The general mechanism is as follows:

  1. build the category tree on the source wiki (in this case pl.wikipedia)
  2. try to map each source wiki category to the most specific target wiki category. For example, Kategoria:Polscy spadochroniarze maps to Category:Polish skydivers, but the subcategories of Kategoria:Cichociemni are all mapped to Category:Cichociemni
  3. for each page in the source category, figure out if there is a page on the target wiki
  4. check if the target page is already in the target category. If not, list it.

I have tried to summarize the progress on this task at https://meta.wikimedia.org/wiki/Wikimedia_Blog/Drafts/WIP_Wikimedia_Hackathon_2016_post#The_connection_with_the_Community_Wishlist. Is there any beautiful screenshot in Commons that we can reuse? Is there a place to test what was demoed in Jerusalem?

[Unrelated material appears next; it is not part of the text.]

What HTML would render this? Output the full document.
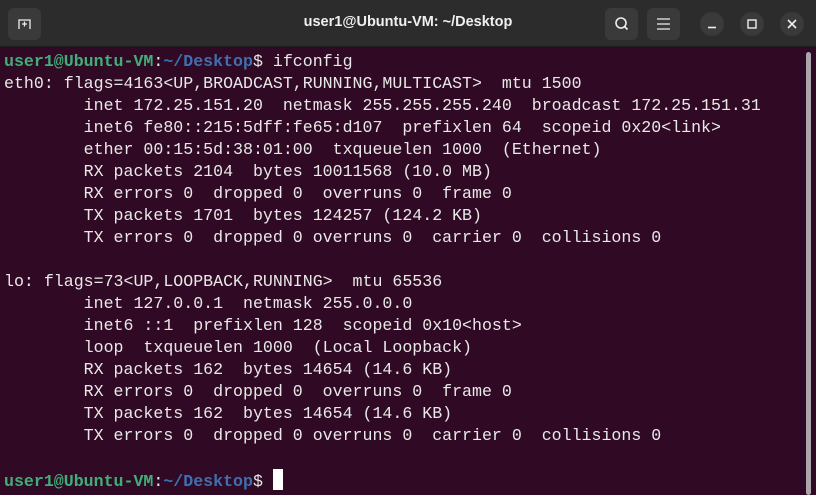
<!DOCTYPE html>
<html><head><meta charset="utf-8"><style>
*{margin:0;padding:0;box-sizing:border-box}
body{width:816px;height:495px;background:#300a24;overflow:hidden;position:relative;font-family:"Liberation Sans",sans-serif}
.hdr{position:absolute;left:0;top:0;width:816px;height:47px;background:#2c2c2c;border-bottom:1px solid #1d1d1d}
.title{position:absolute;left:0;right:0;top:14px;text-align:center;color:#f0f0f0;font-weight:bold;font-size:14.5px}
.btn{position:absolute;top:8px;width:33px;height:32px;background:#3a3a3a;border-radius:6px}
.cb{position:absolute;top:12px;width:24px;height:24px;background:#3a3a3a;border-radius:50%}
.term{position:absolute;left:4px;top:51px;font-family:"Liberation Mono",monospace;font-size:16.6px;line-height:22px;color:#e8e8e8;white-space:pre}
.g{color:#3fae77;font-weight:bold}.b{color:#3f6fb0;font-weight:bold}
.cur{display:inline-block;width:10px;height:21px;background:#fff;vertical-align:-4px}
.sb{position:absolute;left:806px;top:52px;width:5px;height:443px;background:#aaa6aa;border-radius:3px}
</style></head><body>
<div class="hdr">
<div class="btn" style="left:8px"><svg width="33" height="32"><path d="M11 21V12h11v9M16.5 13.5v5M14 16h5" stroke="#eee" stroke-width="1.3" fill="none"/></svg></div>
<div class="title">user1@Ubuntu-VM: ~/Desktop</div>
<div class="btn" style="left:605px"><svg width="33" height="32"><circle cx="16" cy="15" r="5" stroke="#eee" stroke-width="1.6" fill="none"/><path d="M19.5 18.5l3 3" stroke="#eee" stroke-width="1.6"/></svg></div>
<div class="btn" style="left:647px"><svg width="33" height="32"><path d="M10 11h13M10 16h13M10 21h13" stroke="#eee" stroke-width="1.3"/></svg></div>
<div class="cb" style="left:700px"><svg width="24" height="24"><path d="M8 15.5h8" stroke="#eee" stroke-width="1.6"/></svg></div>
<div class="cb" style="left:740px"><svg width="24" height="24"><rect x="8" y="8" width="8" height="8" stroke="#eee" stroke-width="1.4" fill="none"/></svg></div>
<div class="cb" style="left:780px"><svg width="24" height="24"><path d="M8 8l8 8M16 8l-8 8" stroke="#eee" stroke-width="1.6"/></svg></div>
</div>
<div class="term"><span class="g">user1@Ubuntu-VM</span>:<span class="b">~/Desktop</span>$ ifconfig
eth0: flags=4163&lt;UP,BROADCAST,RUNNING,MULTICAST&gt;  mtu 1500
        inet 172.25.151.20  netmask 255.255.255.240  broadcast 172.25.151.31
        inet6 fe80::215:5dff:fe65:d107  prefixlen 64  scopeid 0x20&lt;link&gt;
        ether 00:15:5d:38:01:00  txqueuelen 1000  (Ethernet)
        RX packets 2104  bytes 10011568 (10.0 MB)
        RX errors 0  dropped 0  overruns 0  frame 0
        TX packets 1701  bytes 124257 (124.2 KB)
        TX errors 0  dropped 0 overruns 0  carrier 0  collisions 0

lo: flags=73&lt;UP,LOOPBACK,RUNNING&gt;  mtu 65536
        inet 127.0.0.1  netmask 255.0.0.0
        inet6 ::1  prefixlen 128  scopeid 0x10&lt;host&gt;
        loop  txqueuelen 1000  (Local Loopback)
        RX packets 162  bytes 14654 (14.6 KB)
        RX errors 0  dropped 0  overruns 0  frame 0
        TX packets 162  bytes 14654 (14.6 KB)
        TX errors 0  dropped 0 overruns 0  carrier 0  collisions 0

<span class="g">user1@Ubuntu-VM</span>:<span class="b">~/Desktop</span>$ <span class="cur"></span></div>
<div class="sb"></div>
</body></html>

Unfortunately not more than the two screenshots in this Task; I have not been able to find the time to code up a web interface, unfortunately. The full output for the example category is at https://en.wikipedia.org/wiki/User_talk:Piotrus/Archive_55#Auto-populating_categories_with_wikidata ; maybe we should just copy that formatted list to a mw.org page as an example output?

@valhallasw would you welcome help from an Outreachy intern( Dec 6 to March 6 ) on this task? The application period is open until Oct - 17.

If yes, let us know and we'll feature this task.

cawiki and ruwiki use LUA to populate categories from Wikidata properties.

@valhallasw would you be interested in continuing to work on this task? Do you need some help to get this done? I'm asking as we are recruiting projects and mentors for the upcoming rounds of GSOC/Outreachy.